The approved route will send protestors west on Washington Boulevard, north at Hermitage Avenue before heading west on Maypole Avenue. The protest is set to stop at Park #578, at Maypole Avenue between Wolcott Avenue and Damen Avenue. The protest will be allowed to continue west on Maypole Avenue to Damen Avenue before heading north.  At Lake Street, the march is set to turn east and return to Union Park, where the protest parade is set to end.

The protest route approved by U.S. District Court Judge Andrea Wood. (Provided)The protest route approved by U.S. District Court Judge Andrea Wood. (Provided)

“The court finds that the alternative parade route is narrowly tailored to address significant governmental interests and leaves open alternative channels of communication, as the First Amendment requires,” Wood wrote.

Read the full ruling.

Both sides of the dispute are due in court Tuesday to resolve the remaining issues surrounding the planned protests, less than a week before the convention is set to start. Wood’s ruling can be appealed.

Representatives of the coalition said a longer march route was necessary to accommodate the tens of thousands of people set to protest the convention and prevent bottlenecks of people that could cause a public safety problem.

Hatem Abudayyeh, a spokesperson for the coalition, said they were disappointed by Wood's ruling and vowed to fight it.

“We already won sight and sound, proving that the city attorneys were violating our First Amendment rights, but kept fighting to make certain that all the protesters we expect to head to Chicago next week are able to make their voices heard; if we’re forced on this route that Judge Wood approved, that won’t happen.”

The coalition’s preferred route would have eliminated two turns designed to move the protest away from Washington Boulevard, and extend the route further west, increasing its overall length by approximately one mile.

Officials with the U.S. Secret Service and the Chicago Police Department objected to that route because they said it could create a “crush zone” between protesters and the secure perimeter that is in the process of being installed along Washington Boulevard.

That barrier will be “between eight and ten feet high, non-scalable, and designed not to move or flex,” according to court records. Only credentialed members of the news media, convention delegates, employees and volunteers will be allowed past the barrier, officials said.

“Allowing the parade route to continue west on Washington Boulevard would create a ‘crush zone’ in which protestors and officers ‘would be at great risk of bodily injury or death if a crowd were to surge or press up against the barrier,’” Wood wrote, quoting Duane DeVries, CPD’s chief of counterterrorism.

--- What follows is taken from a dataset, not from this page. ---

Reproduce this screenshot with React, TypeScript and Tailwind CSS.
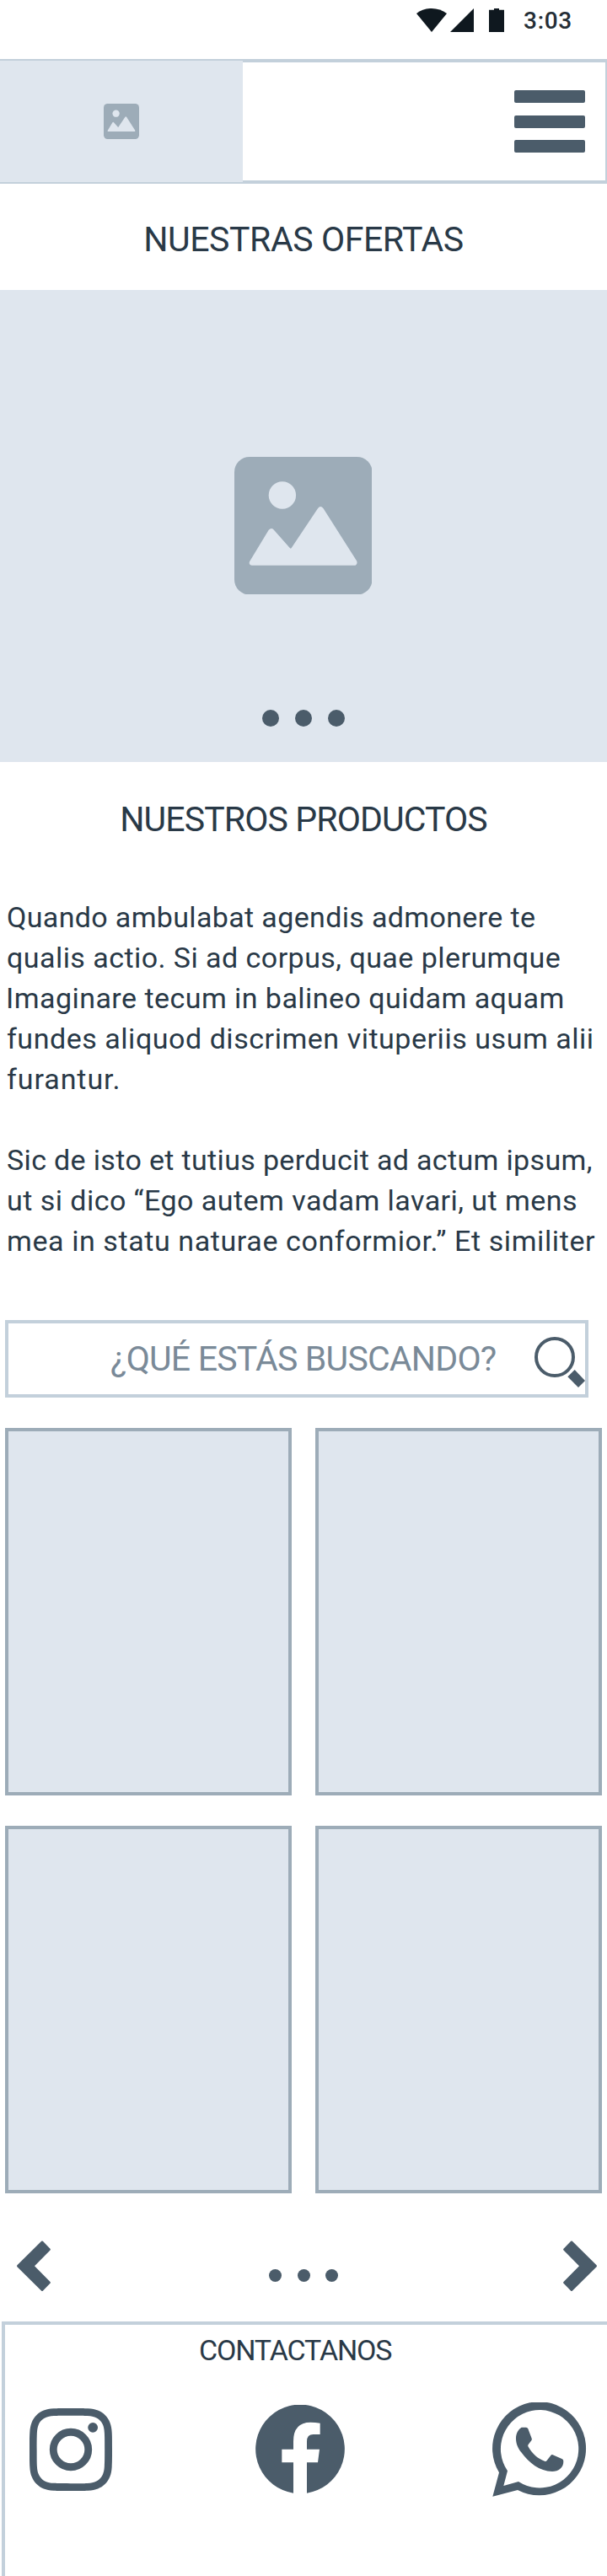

Federal law allows officials to restrict protests otherwise protected by the First Amendment if the measures are reasonable and tailored to address plausible and substantial safety risks

“Plaintiffs claim that roughly 20,000 to 25,000 people will march in the protest parades,” Wood wrote. “Simply put, allowing a crowd of that size (or even a smaller one) to march directly alongside an unyielding barrier—no matter how much of the street is available for pedestrian use—poses an obvious risk of injury.”

In addition, allowing the protest march on Washington Boulevard could obstruct emergency access to and from the United Center, Wood wrote.

“Ultimately, plaintiffs’ challenges to the alternative parade route boil down to a complaint that defendants have not offered the exact route plaintiffs desire—despite their concession that the alternative parade route allows them to speak near their intended audience,” Wood wrote. “This falls well short of a First Amendment violation.”